Carbon intensity, the heart of the program, is a measure not only of the global-warming gases produced by a fuel’s consumption, but also of those released during its production, transportation and storage. Thus, two gallons of gasoline, ethanol or whatever may have different carbon intensities depending upon their heritage.
The law gradually reduces the acceptable carbon intensity of road fuels. As it does, importers of the fossil fuels most of us put in our cars and trucks will find themselves increasingly on the wrong side of the state’s global warming ledger. To maintain compliance with the clean fuels law, they’ll have to buy more and more credits generated by businesses and other entities that produce and sell low-carbon fuels, most notably electricity. The cost of buying the credits is passed along at the pump.
This is, of course, a gas and diesel tax by another name. Instead of using the proceeds to pay for roads, though, Baby BETC transfers the money to low carbon-fuels industries and other “credit generators,” including public transit districts and even state agencies such as the Department of Administrative Services.
Since 2016, more than $17 million worth of credits have been sold through the fuels program, which means that Oregon’s gas and diesel users have overpaid a like amount at the pump in order to subsidize low-carbon fuels. The state Department of Environmental Quality’s website features a rolling tally of credits sold, and for what price.

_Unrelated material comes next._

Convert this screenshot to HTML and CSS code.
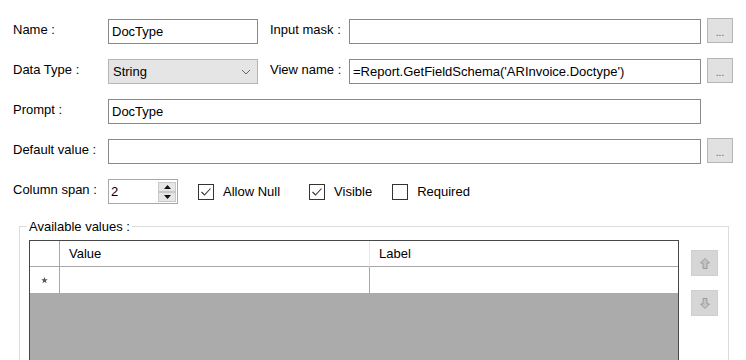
FILE: index.html
```html
<!DOCTYPE html>
<html lang="en">
<head>
    <meta charset="UTF-8">
    <title>Field Properties</title>
    <link rel="stylesheet" href="styles.css">
</head>
<body>
    <div class="form">
        <div class="row">
            <span class="label">Name :</span>
            <input class="field short" type="text" value="DocType">
            <span class="label mid">Input mask :</span>
            <input class="field grow" type="text" value="">
            <button class="dots">...</button>
        </div>
        <div class="row">
            <span class="label">Data Type :</span>
            <div class="combo short">
                <span>String</span>
                <svg width="10" height="6" viewBox="0 0 10 6"><path d="M1 1 L5 5 L9 1" fill="none" stroke="#666" stroke-width="1"/></svg>
            </div>
            <span class="label mid">View name :</span>
            <input class="field grow" type="text" value="=Report.GetFieldSchema('ARInvoice.Doctype')">
            <button class="dots">...</button>
        </div>
        <div class="row">
            <span class="label">Prompt :</span>
            <input class="field grow" type="text" value="DocType">
            <span class="spacer"></span>
        </div>
        <div class="row">
            <span class="label">Default value :</span>
            <input class="field grow" type="text" value="">
            <button class="dots">...</button>
        </div>
        <div class="row">
            <span class="label">Column span :</span>
            <div class="spin">
                <span class="spin-value">2</span>
                <div class="spin-buttons">
                    <span class="spin-btn"><svg width="7" height="4" viewBox="0 0 7 4"><path d="M3.5 0 L7 4 L0 4 Z" fill="#111"/></svg></span>
                    <span class="spin-btn"><svg width="7" height="4" viewBox="0 0 7 4"><path d="M0 0 L7 0 L3.5 4 Z" fill="#111"/></svg></span>
                </div>
            </div>
            <span class="check first"><span class="box"><svg width="14" height="14" viewBox="0 0 14 14"><path d="M2.5 7 L5.5 10 L11.5 3.5" fill="none" stroke="#333" stroke-width="1.1"/></svg></span>Allow Null</span>
            <span class="check"><span class="box"><svg width="14" height="14" viewBox="0 0 14 14"><path d="M2.5 7 L5.5 10 L11.5 3.5" fill="none" stroke="#333" stroke-width="1.1"/></svg></span>Visible</span>
            <span class="check"><span class="box"></span>Required</span>
        </div>

        <fieldset class="values">
            <legend>Available values :</legend>
            <div class="values-body">
                <div class="grid">
                    <div class="cell head corner"></div>
                    <div class="cell head">Value</div>
                    <div class="cell head last">Label</div>
                    <div class="cell rowhead"><svg width="7" height="7" viewBox="0 0 7 7"><path d="M3.5 0 L4.3 2.3 L6.8 2.3 L4.8 3.8 L5.6 6.3 L3.5 4.8 L1.4 6.3 L2.2 3.8 L0.2 2.3 L2.7 2.3 Z" fill="#555"/></svg></div>
                    <div class="cell data"></div>
                    <div class="cell data last"></div>
                </div>
                <div class="movers">
                    <span class="mover"><svg width="10" height="11" viewBox="0 0 10 11"><path d="M5 0.5 L9.5 5 L7 5 L7 10.5 L3 10.5 L3 5 L0.5 5 Z" fill="#c4c4c4" stroke="#9a9a9a" stroke-width="1"/></svg></span>
                    <span class="mover"><svg width="10" height="11" viewBox="0 0 10 11"><path d="M5 10.5 L9.5 6 L7 6 L7 0.5 L3 0.5 L3 6 L0.5 6 Z" fill="#c4c4c4" stroke="#9a9a9a" stroke-width="1"/></svg></span>
                </div>
            </div>
        </fieldset>
    </div>
</body>
</html>
```

FILE: styles.css
```css
body {
    margin: 0;
    font-family: "Liberation Sans", Arial, sans-serif;
    font-size: 13px;
    color: #000;
    background: #fff;
    overflow: hidden;
    height: 360px;
}

.form {
    padding: 19px 13px 0 13px;
}

.row {
    display: flex;
    align-items: flex-start;
    height: 25px;
    margin-bottom: 15px;
}

.label {
    width: 95px;
    padding-top: 3px;
    line-height: 15px;
    flex: none;
}

.label.mid {
    width: 79px;
    margin-left: 12px;
}

.field {
    box-sizing: border-box;
    height: 25px;
    border: 1px solid #8a8a8a;
    padding: 0 3px;
    font: inherit;
    color: #000;
    background: #fff;
    outline: none;
    margin: 0;
}

.short {
    width: 150px;
    flex: none;
}

.grow {
    flex: 1;
    min-width: 0;
}

.dots {
    box-sizing: border-box;
    width: 26px;
    height: 25px;
    margin: -1px 0 0 6px;
    padding: 4px 0 0 0;
    border: 1px solid #b5b5b5;
    background: #e1e1e1;
    color: #555;
    font-family: "Liberation Sans", Arial, sans-serif;
    font-size: 10px;
    flex: none;
}

.spacer {
    width: 32px;
    flex: none;
}

.combo {
    box-sizing: border-box;
    height: 25px;
    border: 1px solid #b5b5b5;
    background: #e5e5e5;
    display: flex;
    align-items: center;
    justify-content: space-between;
    padding: 0 6px 0 4px;
}

.spin {
    box-sizing: border-box;
    width: 70px;
    height: 25px;
    border: 1px solid #a8a8a8;
    display: flex;
    align-items: center;
    justify-content: space-between;
    padding: 0 1px 0 2px;
}

.spin-buttons {
    display: flex;
    flex-direction: column;
}

.spin-btn {
    box-sizing: border-box;
    width: 18px;
    height: 10px;
    background: #e6e6e6;
    border: 1px solid #c8c8c8;
    display: flex;
    align-items: center;
    justify-content: center;
}

.check {
    display: flex;
    align-items: center;
    height: 25px;
    margin-left: 29px;
}

.check.first {
    margin-left: 20px;
}

.box {
    box-sizing: border-box;
    width: 16px;
    height: 16px;
    border: 1px solid #333;
    margin-right: 9px;
    display: flex;
    align-items: center;
    justify-content: center;
}

.check:last-child {
    margin-left: 20px;
}

.values {
    margin: 1px 4px 0 6px;
    padding: 6px 10px 0 9px;
    border: 1px solid #dcdcdc;
    border-bottom: none;
}

.values legend {
    padding: 0 2px;
    margin-left: -2px;
    line-height: 15px;
}

.values-body {
    display: flex;
    align-items: flex-start;
}

.grid {
    flex: 1;
    height: 119px;
    border: 1px solid #474747;
    border-bottom: none;
    background: #ababab;
    display: grid;
    grid-template-columns: 30px 310px 1fr;
    grid-template-rows: 26px 26px;
    align-content: start;
}

.cell {
    background: #fff;
    display: flex;
    align-items: center;
    padding-left: 9px;
}

.head {
    border-bottom: 1px solid #a8a8a8;
    border-right: 1px solid #e6e6e6;
}

.rowhead {
    border-right: 1px solid #a8a8a8;
    justify-content: center;
    padding-left: 0;
}

.data {
    border-right: 1px solid #a8a8a8;
}

.corner {
    border-right: 1px solid #a8a8a8;
}

.last {
    border-right: none;
}

.movers {
    display: flex;
    flex-direction: column;
    margin-left: 12px;
    margin-top: 10px;
    gap: 14px;
}

.mover {
    box-sizing: border-box;
    width: 27px;
    height: 26px;
    background: #d6d6d6;
    border: 1px solid #cfcfcf;
    display: flex;
    align-items: center;
    justify-content: center;
}
```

What it doesn’t tell you, importantly, is which companies bought the credits, and in what amount, and which sold them, thereby hoovering up a sizable government subsidy. When we asked DEQ to provide that missing information, the department refused, arguing that the information is exempt from public disclosure. The reason for the secrecy? Telling taxpayers whom they’re subsidizing and to what degree might reveal “trade secrets” of the entities involved.
Let’s get this straight. Oregon’s BETC program scandalously distributed millions of public dollars by means of a complex and laxly managed credit scheme. Now, Baby BETC is distributing millions of dollars by means of a complex credit scheme whose workings are deliberately hidden from the public. What could go wrong?
Particularly absurd is the application of trade-secrets protection to government entities that might be selling clean-fuels credits. How on earth can public bodies, which are supposed to operate in the open, hide their wheeling and dealing with taxpayer money as a “trade secret?” Dana Huddleston, DEQ’s public record requests coordinator, said she didn’t know. We wish we could say we were surprised.
Did lawmakers really intend the law to prohibit the sharing of this information, as DEQ officials claim?
That’s a question legislators should answer during next year’s session. If lawmakers value transparency, as they should, they should amend the law to require the sharing of complete credit-transaction information. In fact, they should insist that such information be posted on DEQ’s website in an easy-to-use fashion.
If, on the other hand, lawmakers do intend to hide subsidy transactions completely from the people providing the subsidies, they should have the courage to say so. They also should explain to taxpayers why Oregon, especially in the wake of the BETC disaster, should tolerate a subsidy scheme whose operation requires secrecy.
It will be useful to have their views on the record if Baby BETC grows up to resemble Big BETC, as history suggests that it will.